SOCIS „СОЦІС - Центр соціальних та політичних досліджень"
- Type: Privately held company
- Industry: Sociology
- Founded: November 1993
- Headquarters: Kyiv, Ukraine
- Area served: Ukraine
- Key people: Ihor Hryniv
- Products: Political sociology
- Subsidiaries: TNS Ukraine
- Website: www.socis.kiev.ua

= SOCIS =

Ukrainian political sociology company

SOCIS (TOB „СОЦІС - Центр соціальних та політичних досліджень") is a political sociology company in Ukraine. It was one of the companies that performed rolling and exit polls for Ukrainian elections in 1998, 2002, 2004, and Ukrainian referendum in 2000. The company has been a member of The Gallup Organization since 1994. In 1999-2002 the original company has forked into TNS Ukraine and became a part of the Taylor Nelson Sofres market research group.
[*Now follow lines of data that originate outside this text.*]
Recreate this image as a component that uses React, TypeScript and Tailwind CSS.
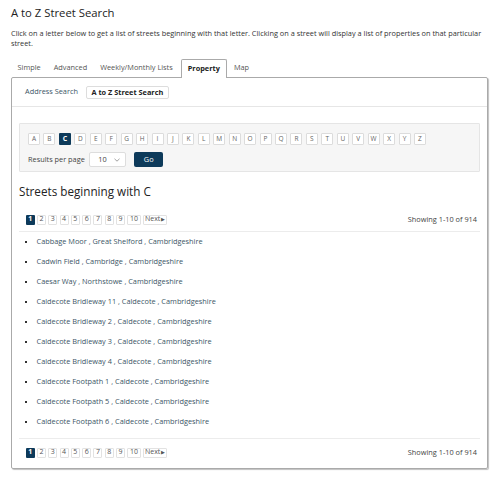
import React from "react";

const letters = "ABCDEFGHIJKLMNOPQRSTUVWXYZ".split("");
const streets = [
  "Cabbage Moor , Great Shelford , Cambridgeshire",
  "Cadwin Field , Cambridge , Cambridgeshire",
  "Caesar Way , Northstowe , Cambridgeshire",
  "Caldecote Bridleway 11 , Caldecote , Cambridgeshire",
  "Caldecote Bridleway 2 , Caldecote , Cambridgeshire",
  "Caldecote Bridleway 3 , Caldecote , Cambridgeshire",
  "Caldecote Bridleway 4 , Caldecote , Cambridgeshire",
  "Caldecote Footpath 1 , Caldecote , Cambridgeshire",
  "Caldecote Footpath 5 , Caldecote , Cambridgeshire",
  "Caldecote Footpath 6 , Caldecote , Cambridgeshire",
];

function Pager() {
  const pages = ["1", "2", "3", "4", "5", "6", "7", "8", "9", "10"];
  return (
    <div className="flex items-center justify-between pl-[6.7px] pr-[3px] h-[10px]">
      <div className="flex items-center gap-[2.3px]">
        {pages.map((p, i) => (
          <span
            key={p}
            className={
              i === 0
                ? "flex h-[10px] w-[9px] items-center justify-center rounded-[1px] bg-[#0d3a5a] text-[7px] font-bold text-white"
                : p === "10"
                ? "flex h-[10px] w-[13.5px] items-center justify-center rounded-[1px] border border-[#e2e2e2] bg-white text-[7px] text-[#555]"
                : "flex h-[10px] w-[9px] items-center justify-center rounded-[1px] border border-[#e2e2e2] bg-white text-[7px] text-[#555]"
            }
          >
            {p}
          </span>
        ))}
        <span className="flex h-[10px] w-[24px] items-center justify-center rounded-[1px] border border-[#e2e2e2] bg-white text-[7px] text-[#555]">
          Next<span className="ml-[1px] text-[4.5px]">▶</span>
        </span>
      </div>
      <span className="text-[7.35px] text-[#444]">Showing 1-10 of 914</span>
    </div>
  );
}

export default function App() {
  return (
    <div
      className="w-[500px] h-[477px] bg-white px-[11px] text-[#333]"
      style={{ fontFamily: '"Open Sans", sans-serif' }}
    >
      <h1 className="pt-[3px] text-[11.3px] leading-[20px] text-[#222]">
        A to Z Street Search
      </h1>
      <p className="mt-[5px] w-[476px] text-[7.35px] leading-[10px] text-[#333]">
        Click on a letter below to get a list of streets beginning with that letter. Clicking on a street will display a list of properties on that particular street.
      </p>
      <div className="mt-[11px] flex items-end h-[18px] text-[7.35px]">
        {["Simple", "Advanced", "Weekly/Monthly Lists"].map((t) => (
          <span key={t} className="px-[6.5px] h-[18px] flex items-center text-[#555]">
            {t}
          </span>
        ))}
        <span className="relative top-[1px] ml-[1.5px] flex h-[19px] items-center rounded-t-[2px] border border-b-0 border-[#aaa] bg-white px-[6px] font-bold text-[#222]">
          Property
        </span>
        <span className="px-[7px] h-[18px] flex items-center text-[#555]">Map</span>
      </div>
      <div className="h-[392px] w-[477px] rounded-[2px] border border-[#aaa] shadow-[1px_1px_1px_rgba(0,0,0,0.25)]">
        <div className="flex items-center gap-[3px] border-b border-[#e6e6e6] px-[8px] py-[7.5px] text-[7.35px]">
          <span className="flex h-[13px] items-center px-[5px] text-[#3b5566]">Address Search</span>
          <span className="flex h-[13px] items-center rounded-[2px] border border-[#ddd] px-[4.5px] font-bold text-[#222]">
            A to Z Street Search
          </span>
        </div>
        <div className="px-[7px] pt-[16px]">
          <div className="h-[49px] rounded-[1px] border border-[#e5e5e5] bg-[#f6f6f6] px-[8px] pt-[9px]">
            <div className="flex gap-[3.44px]">
              {letters.map((l) => (
                <span
                  key={l}
                  className={
                    l === "C"
                      ? "flex h-[12px] w-[12px] items-center justify-center rounded-[1px] bg-[#0d3a5a] text-[7px] font-bold text-white"
                      : "flex h-[12px] w-[12px] items-center justify-center rounded-[1px] border border-[#dcdcdc] bg-white text-[6.5px] text-[#666]"
                  }
                >
                  {l}
                </span>
              ))}
            </div>
            <div className="mt-[7px] flex items-center text-[7.35px]">
              <span className="text-[#444]">Results per page</span>
              <span className="ml-[4.5px] flex h-[15px] w-[37px] items-center rounded-[2px] border border-[#ddd] bg-white pl-[8px] text-[#444]">
                10
                <svg className="ml-[7px]" width="6" height="4" viewBox="0 0 6 4" fill="none">
                  <path d="M0.5 0.8 L3 3.2 L5.5 0.8" stroke="#888" strokeWidth="0.8" />
                </svg>
              </span>
              <span className="ml-[8px] flex h-[15px] w-[29px] items-center justify-center rounded-[2px] bg-[#0d3a5a] text-white">
                Go
              </span>
            </div>
          </div>
          <h2 className="mt-[10.5px] text-[11.7px] leading-[16px] text-[#222]">
            Streets beginning with C
          </h2>
          <div className="mt-[16px]">
            <Pager />
          </div>
          <div className="mt-[6px] border-t border-[#ececec]" />
          <ul className="pb-[6.5px]">
            {streets.map((s) => (
              <li key={s} className="flex h-[20px] items-center text-[7.35px]">
                <span className="ml-[6px] h-[2px] w-[2px] bg-[#333]" />
                <span className="ml-[9.5px] text-[#3b5566]">{s}</span>
              </li>
            ))}
          </ul>
          <div className="border-t border-[#ececec] pt-[8.5px]">
            <Pager />
          </div>
        </div>
      </div>
    </div>
  );
}
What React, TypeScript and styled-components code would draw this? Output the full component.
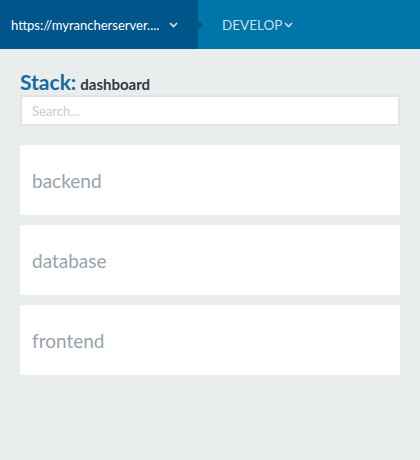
import React from "react";
import styled, { createGlobalStyle } from "styled-components";

const Global = createGlobalStyle`
  html, body { margin: 0; padding: 0; background: #e9edee; }
  body { font-family: Lato, "Open Sans", sans-serif; width: 420px; height: 460px; overflow: hidden; }
  * { box-sizing: border-box; }
`;

const Header = styled.header`
  display: flex;
  height: 49px;
  background: #0075a8;
`;

const EnvSwitch = styled.div`
  position: relative;
  display: flex;
  align-items: center;
  width: 198px;
  padding-left: 11px;
  background: #00558a;
  color: #ffffff;
  font-size: 13px;
  &::after {
    content: "";
    position: absolute;
    right: -5px;
    top: 20px;
    border-top: 5px solid transparent;
    border-bottom: 5px solid transparent;
    border-left: 5px solid #00558a;
  }
`;

const EnvText = styled.span`
  width: 150px;
  white-space: nowrap;
  overflow: hidden;
`;

const Chevron = styled.svg<{ $ml: number }>`
  margin-left: ${(p) => p.$ml}px;
  width: 9px;
  height: 6px;
`;

const NavItem = styled.div`
  display: flex;
  align-items: center;
  padding-left: 24px;
  color: #c8dfeb;
  font-size: 13.5px;
`;

const Main = styled.main`
  display: flex;
  flex-direction: column;
  padding: 20px 20px 0 20px;
`;

const Title = styled.h1`
  margin: 0;
  display: flex;
  align-items: baseline;
  gap: 4px;
  height: 25px;
  font-weight: 700;
`;

const TitleLabel = styled.span`
  color: #16699e;
  font-size: 21px;
`;

const TitleName = styled.span`
  color: #2c3a48;
  font-size: 15px;
`;

const Search = styled.input`
  display: block;
  width: 380px;
  height: 31px;
  margin-top: 1px;
  padding: 0 10px;
  border: 2px solid #e2e5e7;
  background: #fff;
  font-family: Lato, sans-serif;
  font-size: 13px;
  outline: none;
  &::placeholder { color: #c8cdd2; }
`;

const List = styled.div`
  display: flex;
  flex-direction: column;
  gap: 10px;
  margin-top: 19px;
`;

const Card = styled.div`
  display: flex;
  align-items: center;
  height: 70px;
  padding-left: 12px;
  background: #fff;
  color: #98a3ad;
  font-size: 19px;
`;

const ChevronIcon = ({ ml, color }: { ml: number; color: string }) => (
  <Chevron $ml={ml} viewBox="0 0 9 6">
    <path d="M1 1 L4.5 4.5 L8 1" fill="none" stroke={color} strokeWidth="1.6" />
  </Chevron>
);

export default function App() {
  return (
    <>
      <Global />
      <Header>
        <EnvSwitch>
          <EnvText>https://myrancherserver....</EnvText>
          <ChevronIcon ml={8} color="#d6e4ee" />
        </EnvSwitch>
        <NavItem>
          DEVELOP
          <ChevronIcon ml={2} color="#c8dfeb" />
        </NavItem>
      </Header>
      <Main>
        <Title>
          <TitleLabel>Stack:</TitleLabel>
          <TitleName>dashboard</TitleName>
        </Title>
        <Search placeholder="Search..." />
        <List>
          {["backend", "database", "frontend"].map((n) => (
            <Card key={n}>{n}</Card>
          ))}
        </List>
      </Main>
    </>
  );
}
Results of exit polls performed by this company during the Ukrainian presidential election in 2004 were used as one of arguments leading to the Orange Revolution.
In 2007 Due to the change in the development strategy of the SOCIS Center, the marketing research direction was restored and, accordingly, the name was changed to the SOCIS Center for Social and Marketing Research and the company logo. Today, the SOCIS Center has everything necessary to conduct various types of research - from developing a research program to preparing a report.